On our second date, we already knew each other with our different physical attributes. At the second stage, I was trying to shift to the second gear. I was trying my best to impress Tiana. I tried to be funny throughout the date, making witty remarks at every opportune moment. We saw perfection in each other.it felt like that perfect fit. From there on, we frequently met for lunch and dinner. We took long in this stage because; we were still on campus and still experimenting. I think we had a sense of immaturity in us. We took longer than usual compared to other couples. Most couples take three to four months, depending on their level of experience and maturity. After six months is when were started questioning what we wanted from the relationship. The issue was brought up by Tiana. The thing i learned is that this stage should not be taken slow.

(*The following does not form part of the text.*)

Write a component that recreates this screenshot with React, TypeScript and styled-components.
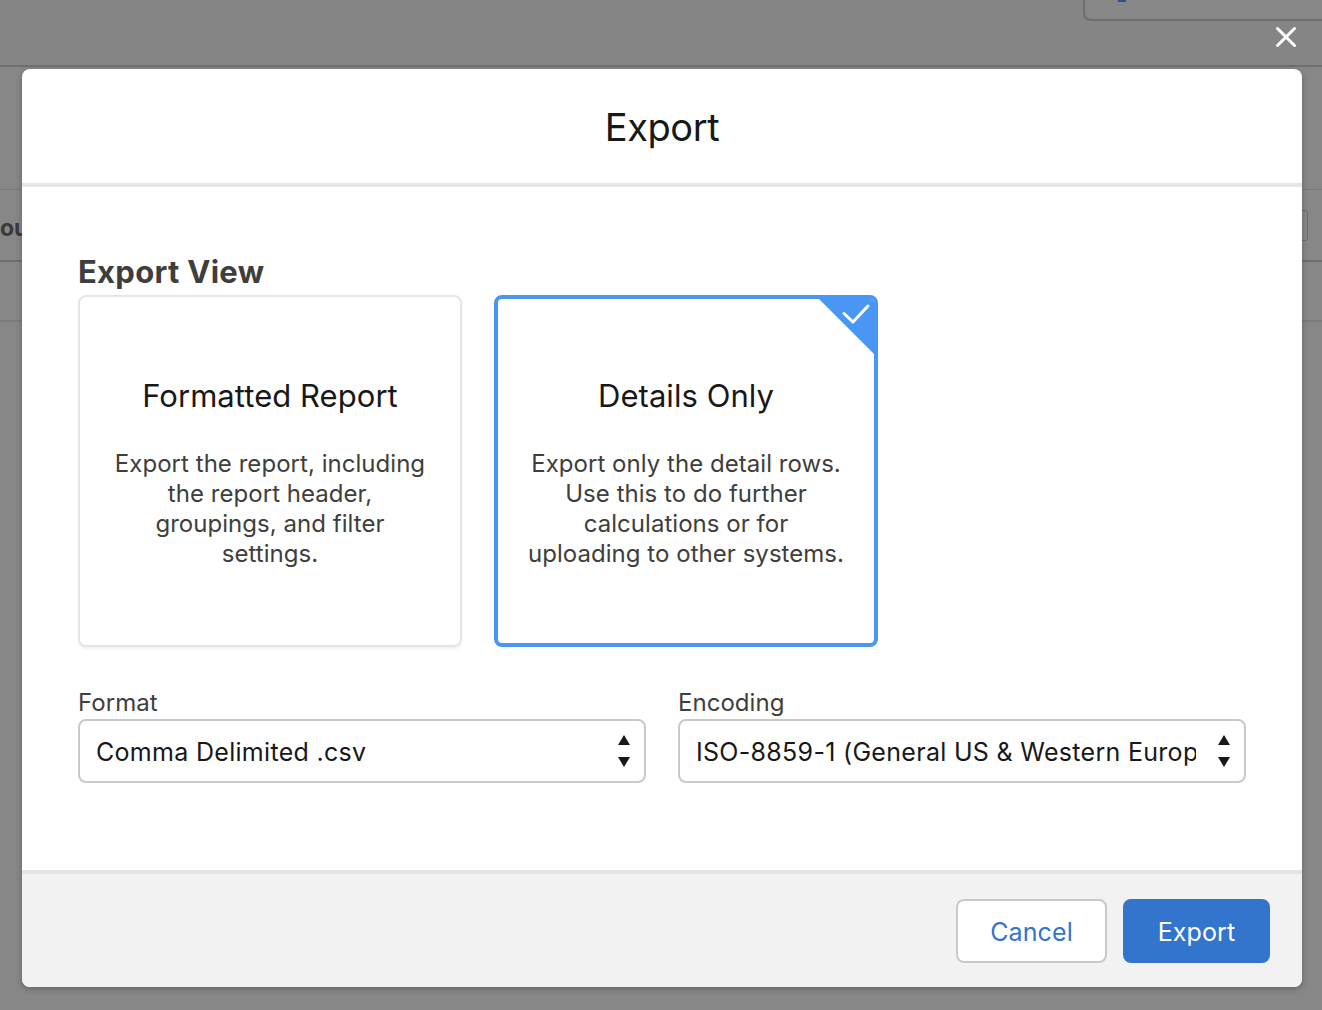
import React from 'react';
import styled, { createGlobalStyle } from 'styled-components';

const GlobalStyle = createGlobalStyle`
  html, body {
    margin: 0;
    padding: 0;
    height: 100%;
    overflow: hidden;
    background: #878787;
    font-family: Inter, "Liberation Sans", sans-serif;
  }
`;

const Page = styled.div`
  position: relative;
  width: 1322px;
  height: 1010px;
  overflow: hidden;
  background: #878787;
`;

const TopBar = styled.div`
  display: flex;
  justify-content: flex-end;
  align-items: flex-start;
  height: 65px;
  background: #858585;
  border-bottom: 2px solid #6f6f6f;
`;

const TopBarBox = styled.div`
  box-sizing: border-box;
  width: 239px;
  height: 21px;
  padding-left: 33px;
  border-left: 2px solid #6e6e6e;
  border-bottom: 2px solid #6e6e6e;
  border-radius: 0 0 0 8px;
  background: #878787;
`;

const TopBarMark = styled.div`
  width: 8px;
  height: 2px;
  background: #2b4f8c;
`;

const ReportHead = styled.div`
  display: flex;
  align-items: center;
  justify-content: space-between;
  height: 70px;
  margin-top: 122px;
  border-top: 1px solid #7b7b7b;
  border-bottom: 2px solid #6c6f78;
  font-size: 23px;
  font-weight: 700;
  color: #3a3a3a;
`;

const ReportHeadText = styled.span`
  padding-top: 5px;
`;

const ReportHeadBox = styled.div`
  box-sizing: border-box;
  width: 40px;
  height: 31px;
  margin-right: 14px;
  border: 1px solid #6e6e6e;
  border-radius: 3px;
`;

const ReportRow = styled.div`
  height: 58px;
  border-bottom: 2px solid #7b7b7b;
`;

const CloseButton = styled.button`
  position: absolute;
  top: 25px;
  right: 24px;
  width: 24px;
  height: 24px;
  padding: 0;
  border: 0;
  background: none;
  color: #ffffff;
  svg { display: block; }
`;

const Modal = styled.div`
  position: absolute;
  top: 69px;
  left: 22px;
  display: flex;
  flex-direction: column;
  width: 1280px;
  height: 918px;
  border-radius: 8px;
  overflow: hidden;
  background: #ffffff;
  box-shadow: 0 2px 6px rgba(0, 0, 0, 0.25);
`;

const ModalHeader = styled.header`
  display: flex;
  align-items: center;
  justify-content: center;
  flex: none;
  height: 112px;
  padding-top: 2px;
  border-bottom: 4px solid #e5e5e5;
`;

const ModalTitle = styled.h1`
  margin: 0;
  font-size: 38px;
  font-weight: 400;
  letter-spacing: -0.4px;
  color: #181818;
`;

const ModalBody = styled.main`
  flex: 1;
  padding: 64px 56px 0;
`;

const SectionTitle = styled.h2`
  margin: 0;
  height: 44px;
  font-size: 31px;
  line-height: 42px;
  font-weight: 700;
  letter-spacing: 0.28px;
  color: #3e3e3c;
`;

const CardRow = styled.div`
  display: flex;
  gap: 32px;
`;

const Card = styled.div<{ $selected?: boolean }>`
  position: relative;
  box-sizing: border-box;
  width: 384px;
  height: 352px;
  padding: ${(p) => (p.$selected ? '77px 28px 0' : '79px 30px 0')};
  border-radius: 8px;
  overflow: hidden;
  text-align: center;
  border: ${(p) => (p.$selected ? '4px solid #4a96f5' : '2px solid #e5e5e5')};
  box-shadow: ${(p) => (p.$selected ? 'none' : '0 2px 3px rgba(0, 0, 0, 0.06)')};
`;

const CardTitle = styled.h3`
  margin: 0;
  font-size: 31px;
  line-height: 40px;
  font-weight: 400;
  letter-spacing: 0.05px;
  color: #181818;
`;

const CardText = styled.p`
  margin: 33px 0 0;
  font-size: 24px;
  line-height: 30px;
  letter-spacing: 0.04px;
  color: #3e3e3c;
`;

const CornerMark = styled.svg`
  position: absolute;
  top: -4px;
  right: -4px;
  display: block;
`;

const FieldRow = styled.div`
  display: grid;
  grid-template-columns: 568px 568px;
  gap: 32px;
  margin-top: 40px;
`;

const Field = styled.label`
  display: flex;
  flex-direction: column;
`;

const FieldLabel = styled.span`
  height: 32px;
  font-size: 24px;
  line-height: 32px;
  letter-spacing: 0.04px;
  color: #3e3e3c;
`;

const SelectWrap = styled.div`
  position: relative;
`;

const Select = styled.select`
  display: block;
  box-sizing: border-box;
  width: 100%;
  height: 64px;
  padding: 2px 48px 0 16px;
  border: 2px solid #c9c9c9;
  border-radius: 8px;
  background: #ffffff;
  appearance: none;
  font-family: inherit;
  font-size: 25px;
  letter-spacing: 0.3px;
  color: #181818;
`;

const SelectArrows = styled.svg`
  position: absolute;
  top: 15px;
  right: 15px;
  display: block;
  pointer-events: none;
`;

const ModalFooter = styled.footer`
  display: flex;
  align-items: center;
  justify-content: flex-end;
  gap: 16px;
  flex: none;
  box-sizing: border-box;
  height: 117px;
  padding: 25px 32px 24px;
  border-top: 4px solid #e5e5e5;
  background: #f2f2f2;
`;

const Button = styled.button<{ $primary?: boolean }>`
  box-sizing: border-box;
  width: ${(p) => (p.$primary ? '147px' : '151px')};
  height: 64px;
  padding: 2px 0 0;
  border-radius: 8px;
  font-family: inherit;
  font-size: 25px;
  letter-spacing: 0.12px;
  border: 2px solid ${(p) => (p.$primary ? '#3374cc' : '#c9c9c9')};
  background: ${(p) => (p.$primary ? '#3374cc' : '#ffffff')};
  color: ${(p) => (p.$primary ? '#ffffff' : '#3374cc')};
`;

const Arrows = () => (
  <SelectArrows width="14" height="34" viewBox="0 0 14 34" fill="#181818">
    <path d="M7 1 13 11H1Z" />
    <path d="M1 23H13L7 33Z" />
  </SelectArrows>
);

export default function App() {
  return (
    <Page>
      <GlobalStyle />
      <TopBar>
        <TopBarBox>
          <TopBarMark />
        </TopBarBox>
      </TopBar>
      <ReportHead>
        <ReportHeadText>ou</ReportHeadText>
        <ReportHeadBox />
      </ReportHead>
      <ReportRow />

      <CloseButton aria-label="Close">
        <svg width="24" height="24" viewBox="0 0 24 24" fill="none" stroke="currentColor" strokeWidth="3" strokeLinecap="round">
          <path d="M3.5 3.5 20.5 20.5M20.5 3.5 3.5 20.5" />
        </svg>
      </CloseButton>

      <Modal>
        <ModalHeader>
          <ModalTitle>Export</ModalTitle>
        </ModalHeader>
        <ModalBody>
          <SectionTitle>Export View</SectionTitle>
          <CardRow>
            <Card>
              <CardTitle>Formatted Report</CardTitle>
              <CardText>Export the report, including the report header, groupings, and filter settings.</CardText>
            </Card>
            <Card $selected>
              <CornerMark width="63" height="63" viewBox="0 0 63 63">
                <path d="M0 0H63V63Z" fill="#4a96f5" />
                <path d="M29 18.5 38 27 53 11" fill="none" stroke="#ffffff" strokeWidth="3" strokeLinecap="round" strokeLinejoin="round" />
              </CornerMark>
              <CardTitle>Details Only</CardTitle>
              <CardText>Export only the detail rows. Use this to do further calculations or for uploading to other systems.</CardText>
            </Card>
          </CardRow>
          <FieldRow>
            <Field>
              <FieldLabel>Format</FieldLabel>
              <SelectWrap>
                <Select defaultValue="csv">
                  <option value="csv">Comma Delimited .csv</option>
                  <option value="xlsx">Excel Format .xlsx</option>
                </Select>
                <Arrows />
              </SelectWrap>
            </Field>
            <Field>
              <FieldLabel>Encoding</FieldLabel>
              <SelectWrap>
                <Select defaultValue="iso">
                  <option value="iso">ISO-8859-1 (General US &amp; Western European)</option>
                  <option value="utf8">Unicode (UTF-8)</option>
                </Select>
                <Arrows />
              </SelectWrap>
            </Field>
          </FieldRow>
        </ModalBody>
        <ModalFooter>
          <Button>Cancel</Button>
          <Button $primary>Export</Button>
        </ModalFooter>
      </Modal>
    </Page>
  );
}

During the sixth month and the third stage, the reality was dawning on us that we were really in love. The connection was tight, and even the conversation could be a sincere heart to heart talks. She had so much trust in me, and we got more intimate. She acted normal and was always relaxed as she felt no need to impress me. That was the level of intimacy we felt for each other. We started noticing each other’s flaws. The perfection act stopped at this point. I have to admit that some of her cute habits were irritating at some points. But the good thing is we learned to solve our relationship problems without any help from a third party. At this point, Tiana started pushing for the commitment she wanted me to assure her of my sincerity and dedication.

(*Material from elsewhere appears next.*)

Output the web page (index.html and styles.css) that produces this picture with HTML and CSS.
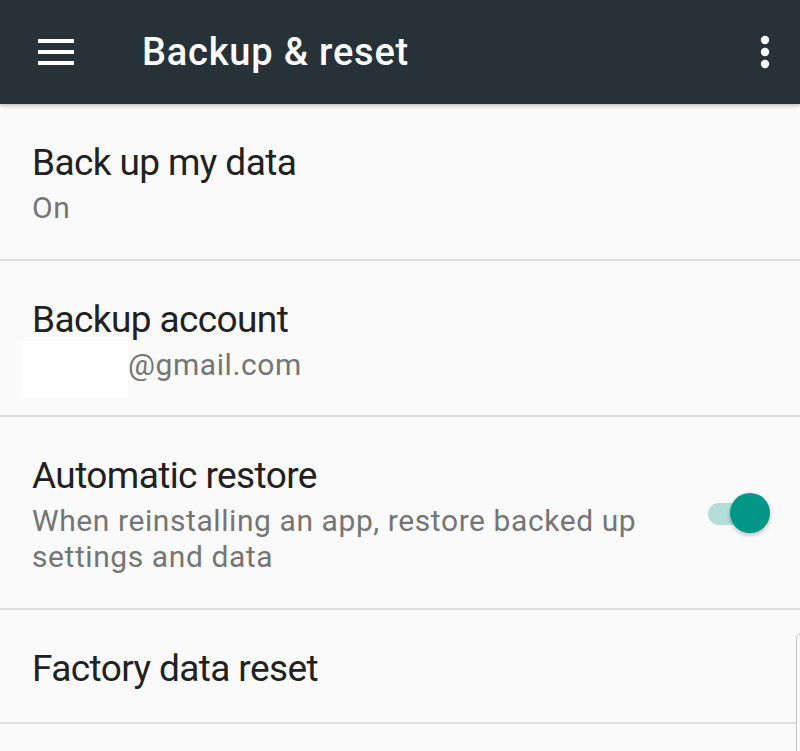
FILE: index.html
```html
<!DOCTYPE html>
<html lang="en">
<head>
<meta charset="utf-8">
<title>Backup &amp; reset</title>
<link rel="stylesheet" href="styles.css">
</head>
<body>
<header class="appbar">
  <svg class="menu" width="36" height="26" viewBox="0 0 36 26" aria-hidden="true">
    <rect x="0" y="0" width="36" height="4" fill="#fff"/>
    <rect x="0" y="11" width="36" height="4" fill="#fff"/>
    <rect x="0" y="22" width="36" height="4" fill="#fff"/>
  </svg>
  <h1 class="title">Backup &amp; reset</h1>
  <svg class="more" width="10" height="34" viewBox="0 0 10 34" aria-hidden="true">
    <circle cx="5" cy="5" r="4.2" fill="#fff"/>
    <circle cx="5" cy="17" r="4.2" fill="#fff"/>
    <circle cx="5" cy="29" r="4.2" fill="#fff"/>
  </svg>
</header>
<main class="list">
  <div class="row row-1">
    <div class="text">
      <div class="primary">Back up my data</div>
      <div class="secondary">On</div>
    </div>
  </div>
  <div class="row row-2">
    <div class="text">
      <div class="primary">Backup account</div>
      <div class="secondary email"><span class="redact"></span>@gmail.com</div>
    </div>
  </div>
  <div class="row row-3">
    <div class="text">
      <div class="primary">Automatic restore</div>
      <div class="secondary">When reinstalling an app, restore backed up<br>settings and data</div>
    </div>
    <svg class="switch" width="64" height="46" viewBox="0 0 64 46" aria-hidden="true">
      <rect x="0" y="12" width="56" height="22" rx="11" fill="#b5ded9"/>
      <circle class="thumb" cx="42" cy="22" r="20" fill="#009688"/>
    </svg>
  </div>
  <div class="row row-4">
    <div class="text">
      <div class="primary">Factory data reset</div>
    </div>
  </div>
  <div class="edge"></div>
</main>
</body>
</html>
```
FILE: styles.css
```css
html, body {
  margin: 0;
  padding: 0;
}
body {
  background: #fafafa;
  font-family: Roboto, "Noto Sans", "Liberation Sans", sans-serif;
  width: 800px;
  height: 751px;
  overflow: hidden;
  position: relative;
}
.appbar {
  height: 104px;
  background: #263238;
  display: flex;
  align-items: center;
  padding-left: 38px;
  padding-right: 30px;
  box-sizing: border-box;
  box-shadow: 0 2px 4px rgba(0, 0, 0, 0.22);
  position: relative;
  z-index: 1;
}
.menu {
  display: block;
  flex: none;
}
.title {
  margin: 0 0 0 68px;
  flex: 1;
  font-size: 38px;
  font-weight: 500;
  color: #fff;
  line-height: 44px;
  letter-spacing: 0.8px;
}
.more {
  display: block;
  flex: none;
}
.list {
  display: flex;
  flex-direction: column;
}
.row {
  box-sizing: border-box;
  border-bottom: 2px solid #dedede;
  padding: 36px 30px 0 32px;
  display: flex;
  align-items: flex-start;
}
.row-1 { height: 157px; }
.row-2 { height: 156px; }
.row-3 { height: 193px; align-items: center; padding-top: 3px; }
.row-4 { height: 114px; }
.text {
  flex: 1;
}
.primary {
  font-size: 37px;
  line-height: 46px;
  color: #212121;
  letter-spacing: -0.6px;
}
.secondary {
  font-size: 30px;
  line-height: 36px;
  color: #757575;
  margin-top: 4px;
  letter-spacing: 0.58px;
}
.email {
  position: relative;
  padding-left: 96px;
}
.redact {
  position: absolute;
  left: -10px;
  top: -6px;
  width: 106px;
  height: 57px;
  background: #ffffff;
}
.switch {
  display: block;
  flex: none;
  margin-right: -2px;
  margin-top: -1px;
}
.thumb {
  filter: drop-shadow(0 2px 2px rgba(0, 0, 0, 0.25));
}
.edge {
  position: absolute;
  left: 796px;
  top: 632px;
  width: 14px;
  height: 140px;
  border: 1.5px solid #c6c6c6;
  border-radius: 7px;
  background: #fafafa;
}
```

At this final stage, Tiana and I had a good understanding and had our eyes set on a mutual goal with the relationship. We shared honest and open relationships conversations. Even questions of several children, career goals, lifestyles, and finance discussed. I feel the last was the most crucial because we had to make proper but hard choices. We had to evaluate the relationship before we could get engaged critically.
Part 2
The dynamics of Relational dialectics may be on interpersonal communication. The dynamics give a clear explanation of how communication patterns arise between persons when they sustain a relationship. The theory is well put by Baxter and Montgomery when they said Social life is a dynamic knot of contradictions, a ceaseless interplay between contrary or opposing tendencies. Relationship dialectics becomes very useful for defining how tensions get managed within relationships. Examples of persuasive frequency that exist include; balance, segmentation, denial, integration, recalibration, alternation, and reaffirmation. In my relationship with my wife, I use the balance strategy. With that, I become the bigger man when a problem arises. I can set aside other issues and solely focus on solving the problem with my wife. I become a bigger man and compromise. The strategy I want to work on is the segmentation strategy. Segmentation is the couple’s ability to live independent and separate lives even when not together. That is one strategy I am working to achieve. Due to the intimate attachment to my wife, it may be hard for us to live away from each other. That strategy will help in the future in case our careers decide that we live far from one another.

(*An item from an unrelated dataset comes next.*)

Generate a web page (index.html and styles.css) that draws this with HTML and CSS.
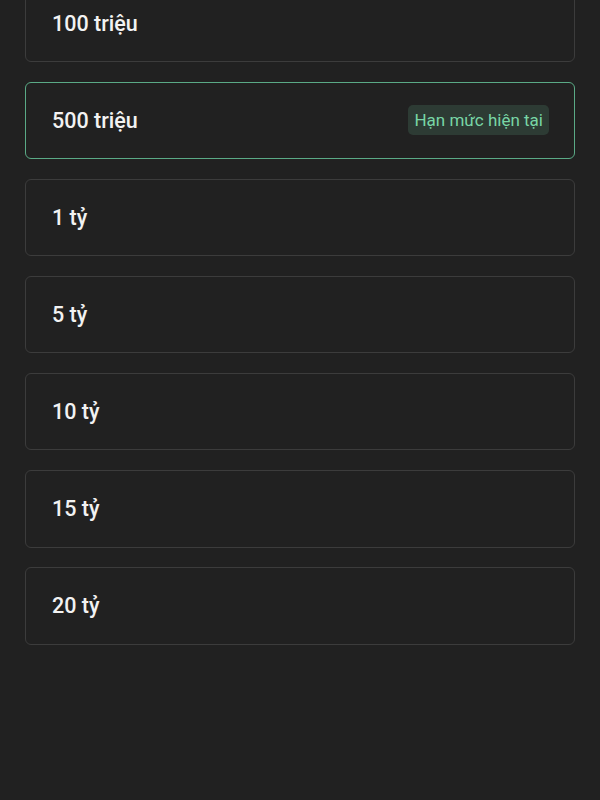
FILE: index.html
```html
<!DOCTYPE html>
<html lang="vi">
<head>
  <meta charset="UTF-8">
  <meta name="viewport" content="width=device-width, initial-scale=1.0">
  <title>Hạn mức</title>
  <link rel="stylesheet" href="styles.css">
</head>
<body>
  <div class="limit-list">
    <div class="limit-item"><span class="amount">100 triệu</span></div>
    <div class="limit-item active">
      <span class="amount">500 triệu</span>
      <span class="badge">Hạn mức hiện tại</span>
    </div>
    <div class="limit-item"><span class="amount">1 tỷ</span></div>
    <div class="limit-item"><span class="amount">5 tỷ</span></div>
    <div class="limit-item"><span class="amount">10 tỷ</span></div>
    <div class="limit-item"><span class="amount">15 tỷ</span></div>
    <div class="limit-item"><span class="amount">20 tỷ</span></div>
  </div>
</body>
</html>
```

FILE: styles.css
```css
/* Reset */
* {
  margin: 0;
  padding: 0;
  box-sizing: border-box;
  font-family: Roboto, "Noto Sans", sans-serif;
}

body {
  background-color: #212121;
  color: #f2f2f2;
  height: 800px;
  overflow: hidden;
}

/* List of limits */
.limit-list {
  display: flex;
  flex-direction: column;
  gap: 19.6px;
  margin-top: -15.4px;
  padding: 0 25px 0 25px;
}

.limit-item {
  height: 77.5px;
  display: flex;
  align-items: center;
  justify-content: space-between;
  padding: 0 25px 0 26px;
  border: 1.5px solid #3c3c3c;
  border-radius: 6px;
}

.limit-item.active {
  border-color: #5aaa86;
}

.amount {
  font-size: 21.5px;
  font-weight: 500;
}

/* Current limit badge */
.badge {
  background-color: #2d3b34;
  color: #78d6a6;
  font-size: 17px;
  line-height: 20px;
  padding: 5px 6px;
  border-radius: 5px;
}
```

The impact my current strategy(balance) has helped in our relationship is that it has helped us overcome lots of challenges and brought maturity and growth in the relationship. At the same time, I understand my wife with all her flaws. I tend to know the best way on how to react or act when an argument arises. Tiana is a beautiful but high tempered lady. I know that if she starts screaming, I let her yell her lungs out because I know I will increase her anger if I talk back at her. That is the compromise I use. Having understood that, I know how to engage her efficiently. I am the one who has to find a bargain or balance between us. Balance has been sufficient and helped in the growth of the relationship. All our work-related problems are left at work and not brought back home. Having used the strategy on many occasions, I believe it is useful.